> Recorded data:

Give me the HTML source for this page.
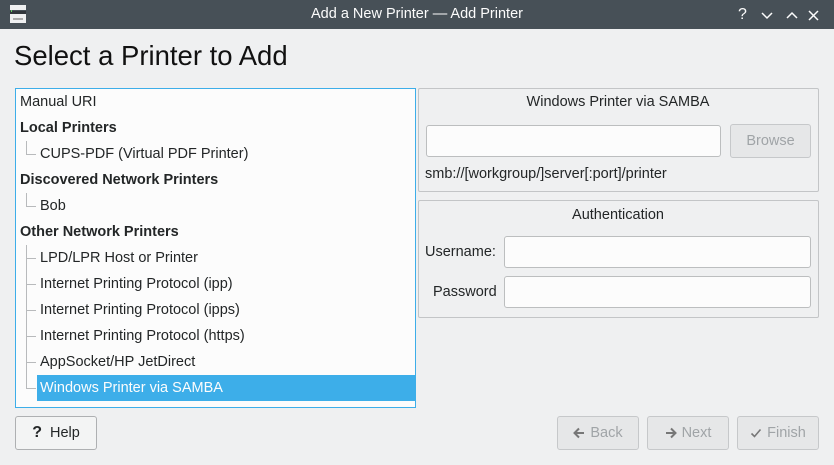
<!DOCTYPE html>
<html><head><style>
body{margin:0;width:834px;height:465px;background:#eff0f1;font-family:"Liberation Sans",sans-serif;font-size:14.5px;color:#232627;position:relative;overflow:hidden}
.a{position:absolute}
.tb{left:0;top:0;width:834px;height:29px;background:#475057;color:#fcfcfc}
.tree{left:15px;top:88px;width:399px;height:318px;background:#fcfcfc;border:1px solid #3daee9}
.row{position:absolute;left:4px;height:26px;line-height:26px;white-space:nowrap}
.b{font-weight:bold}
.grp{border:1px solid #c3c5c7;border-radius:2px;background:#eff0f1}
.inp{background:#fcfcfc;border:1px solid #bcbebf;border-radius:3px}
.btn{border:1px solid #c6c8ca;border-radius:3px;background:#e6e7e8;text-align:center;line-height:32px;color:#a0a4a7}
.btn svg{vertical-align:-2px;margin-right:5px}
.ln{position:absolute;background:#b8babc}
</style></head><body>
<div class="a tb">
<svg class="a" style="left:10px;top:5px" width="16" height="18"><rect x="0" y="0" width="16" height="5" fill="#eff0f1"/><rect x="0" y="6" width="16" height="3" fill="#31363b"/><rect x="0" y="9" width="16" height="9" fill="#eff0f1"/><rect x="3" y="13" width="10" height="2" fill="#aaa"/><rect x="1" y="5" width="1" height="2" fill="#6c6"/></svg>
<div class="a" style="left:0;width:834px;top:0;line-height:29px;text-align:center;font-size:14.5px">Add a New Printer — Add Printer</div>
<div class="a" style="left:738px;top:0;line-height:29px;font-size:16px">?</div>
<svg class="a" style="left:760px;top:8px" width="60" height="14" fill="none" stroke="#fcfcfc" stroke-width="1.5"><path d="M2 5l5 5 5-5M27 10l5-5 5 5M49 3l9 9M58 3l-9 9"/></svg>
</div>
<div class="a" style="left:14px;top:40px;font-size:27.5px;color:#111">Select a Printer to Add</div>
<div class="a tree">
<div class="row" style="top:0">Manual URI</div>
<div class="row b" style="top:26px">Local Printers</div>
<div class="row" style="top:52px;left:24px">CUPS-PDF (Virtual PDF Printer)</div>
<div class="row b" style="top:78px">Discovered Network Printers</div>
<div class="row" style="top:104px;left:24px">Bob</div>
<div class="row b" style="top:130px">Other Network Printers</div>
<div class="row" style="top:156px;left:24px">LPD/LPR Host or Printer</div>
<div class="row" style="top:182px;left:24px">Internet Printing Protocol (ipp)</div>
<div class="row" style="top:208px;left:24px">Internet Printing Protocol (ipps)</div>
<div class="row" style="top:234px;left:24px">Internet Printing Protocol (https)</div>
<div class="row" style="top:260px;left:24px">AppSocket/HP JetDirect</div>
<div class="a" style="left:21px;top:286px;width:378px;height:26px;background:#3daee9"></div>
<div class="row" style="top:286px;left:24px;color:#fcfcfc">Windows Printer via SAMBA</div>
<div class="ln" style="left:10px;top:52px;width:1px;height:13px"></div><div class="ln" style="left:10px;top:65px;width:10px;height:1px"></div>
<div class="ln" style="left:10px;top:104px;width:1px;height:13px"></div><div class="ln" style="left:10px;top:117px;width:10px;height:1px"></div>
<div class="ln" style="left:10px;top:156px;width:1px;height:143px"></div>
<div class="ln" style="left:10px;top:169px;width:10px;height:1px"></div><div class="ln" style="left:10px;top:195px;width:10px;height:1px"></div><div class="ln" style="left:10px;top:221px;width:10px;height:1px"></div><div class="ln" style="left:10px;top:247px;width:10px;height:1px"></div><div class="ln" style="left:10px;top:273px;width:10px;height:1px"></div><div class="ln" style="left:10px;top:299px;width:10px;height:1px"></div>
</div>
<div class="a grp" style="left:418px;top:88px;width:399px;height:102px"></div>
<div class="a" style="left:418px;top:94px;width:400px;text-align:center">Windows Printer via SAMBA</div>
<div class="a inp" style="left:426px;top:125px;width:293px;height:30px"></div>
<div class="a btn" style="left:730px;top:124px;width:79px;height:32px">Browse</div>
<div class="a" style="left:425px;top:166px">smb://[workgroup/]server[:port]/printer</div>
<div class="a grp" style="left:418px;top:200px;width:399px;height:116px"></div>
<div class="a" style="left:418px;top:207px;width:400px;text-align:center">Authentication</div>
<div class="a" style="left:425px;top:244px">Username:</div>
<div class="a inp" style="left:504px;top:236px;width:305px;height:30px"></div>
<div class="a" style="left:433px;top:284px">Password</div>
<div class="a inp" style="left:504px;top:276px;width:305px;height:30px"></div>
<div class="a btn" style="left:15px;top:416px;width:80px;height:32px;background:#f3f4f4;color:#232627;border-color:#aeb0b2"><b style="font-size:16px;margin-right:8px">?</b>Help</div>
<div class="a btn" style="left:557px;top:416px;width:80px;height:32px"><svg width="12" height="12" fill="none" stroke="#777" stroke-width="2"><path d="M11 6H2M6 1.5L1.5 6 6 10.5"/></svg>Back</div>
<div class="a btn" style="left:647px;top:416px;width:80px;height:32px"><svg width="12" height="12" fill="none" stroke="#777" stroke-width="2"><path d="M1 6h9M6 1.5L10.5 6 6 10.5"/></svg>Next</div>
<div class="a btn" style="left:737px;top:416px;width:80px;height:32px"><svg width="12" height="12" fill="none" stroke="#777" stroke-width="1.6"><path d="M1.5 6.5l3 3 6-7"/></svg>Finish</div>
</body></html>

> The task:
The listing above must be printed again exactly, minus its pictures.

> Exercise result:
Give me the HTML source for this page.
<!DOCTYPE html>
<html><head><style>
body{margin:0;width:834px;height:465px;background:#eff0f1;font-family:"Liberation Sans",sans-serif;font-size:14.5px;color:#232627;position:relative;overflow:hidden}
.a{position:absolute}
.tb{left:0;top:0;width:834px;height:29px;background:#475057;color:#fcfcfc}
.tree{left:15px;top:88px;width:399px;height:318px;background:#fcfcfc;border:1px solid #3daee9}
.row{position:absolute;left:4px;height:26px;line-height:26px;white-space:nowrap}
.b{font-weight:bold}
.grp{border:1px solid #c3c5c7;border-radius:2px;background:#eff0f1}
.inp{background:#fcfcfc;border:1px solid #bcbebf;border-radius:3px}
.btn{border:1px solid #c6c8ca;border-radius:3px;background:#e6e7e8;text-align:center;line-height:32px;color:#a0a4a7}
.btn svg{vertical-align:-2px;margin-right:5px}
.ln{position:absolute;background:#b8babc}
</style></head><body>
<div class="a tb">
<svg class="a" style="left:10px;top:5px" width="16" height="18"><rect x="0" y="0" width="16" height="5" fill="#eff0f1"/><rect x="0" y="6" width="16" height="3" fill="#31363b"/><rect x="0" y="9" width="16" height="9" fill="#eff0f1"/><rect x="3" y="13" width="10" height="2" fill="#aaa"/><rect x="1" y="5" width="1" height="2" fill="#6c6"/></svg>
<div class="a" style="left:0;width:834px;top:0;line-height:29px;text-align:center;font-size:14.5px">Add a New Printer — Add Printer</div>
<div class="a" style="left:738px;top:0;line-height:29px;font-size:16px">?</div>
<svg class="a" style="left:760px;top:8px" width="60" height="14" fill="none" stroke="#fcfcfc" stroke-width="1.5"><path d="M2 5l5 5 5-5M27 10l5-5 5 5M49 3l9 9M58 3l-9 9"/></svg>
</div>
<div class="a" style="left:14px;top:40px;font-size:27.5px;color:#111">Select a Printer to Add</div>
<div class="a tree">
<div class="row" style="top:0">Manual URI</div>
<div class="row b" style="top:26px">Local Printers</div>
<div class="row" style="top:52px;left:24px">CUPS-PDF (Virtual PDF Printer)</div>
<div class="row b" style="top:78px">Discovered Network Printers</div>
<div class="row" style="top:104px;left:24px">Bob</div>
<div class="row b" style="top:130px">Other Network Printers</div>
<div class="row" style="top:156px;left:24px">LPD/LPR Host or Printer</div>
<div class="row" style="top:182px;left:24px">Internet Printing Protocol (ipp)</div>
<div class="row" style="top:208px;left:24px">Internet Printing Protocol (ipps)</div>
<div class="row" style="top:234px;left:24px">Internet Printing Protocol (https)</div>
<div class="row" style="top:260px;left:24px">AppSocket/HP JetDirect</div>
<div class="a" style="left:21px;top:286px;width:378px;height:26px;background:#3daee9"></div>
<div class="row" style="top:286px;left:24px;color:#fcfcfc">Windows Printer via SAMBA</div>
<div class="ln" style="left:10px;top:52px;width:1px;height:13px"></div><div class="ln" style="left:10px;top:65px;width:10px;height:1px"></div>
<div class="ln" style="left:10px;top:104px;width:1px;height:13px"></div><div class="ln" style="left:10px;top:117px;width:10px;height:1px"></div>
<div class="ln" style="left:10px;top:156px;width:1px;height:143px"></div>
<div class="ln" style="left:10px;top:169px;width:10px;height:1px"></div><div class="ln" style="left:10px;top:195px;width:10px;height:1px"></div><div class="ln" style="left:10px;top:221px;width:10px;height:1px"></div><div class="ln" style="left:10px;top:247px;width:10px;height:1px"></div><div class="ln" style="left:10px;top:273px;width:10px;height:1px"></div><div class="ln" style="left:10px;top:299px;width:10px;height:1px"></div>
</div>
<div class="a grp" style="left:418px;top:88px;width:399px;height:102px"></div>
<div class="a" style="left:418px;top:94px;width:400px;text-align:center">Windows Printer via SAMBA</div>
<div class="a inp" style="left:426px;top:125px;width:293px;height:30px"></div>
<div class="a btn" style="left:730px;top:124px;width:79px;height:32px">Browse</div>
<div class="a" style="left:425px;top:166px">smb://[workgroup/]server[:port]/printer</div>
<div class="a grp" style="left:418px;top:200px;width:399px;height:116px"></div>
<div class="a" style="left:418px;top:207px;width:400px;text-align:center">Authentication</div>
<div class="a" style="left:425px;top:244px">Username:</div>
<div class="a inp" style="left:504px;top:236px;width:305px;height:30px"></div>
<div class="a" style="left:433px;top:284px">Password</div>
<div class="a inp" style="left:504px;top:276px;width:305px;height:30px"></div>
<div class="a btn" style="left:15px;top:416px;width:80px;height:32px;background:#f3f4f4;color:#232627;border-color:#aeb0b2"><b style="font-size:16px;margin-right:8px">?</b>Help</div>
<div class="a btn" style="left:557px;top:416px;width:80px;height:32px"><svg width="12" height="12" fill="none" stroke="#777" stroke-width="2"><path d="M11 6H2M6 1.5L1.5 6 6 10.5"/></svg>Back</div>
<div class="a btn" style="left:647px;top:416px;width:80px;height:32px"><svg width="12" height="12" fill="none" stroke="#777" stroke-width="2"><path d="M1 6h9M6 1.5L10.5 6 6 10.5"/></svg>Next</div>
<div class="a btn" style="left:737px;top:416px;width:80px;height:32px"><svg width="12" height="12" fill="none" stroke="#777" stroke-width="1.6"><path d="M1.5 6.5l3 3 6-7"/></svg>Finish</div>
</body></html>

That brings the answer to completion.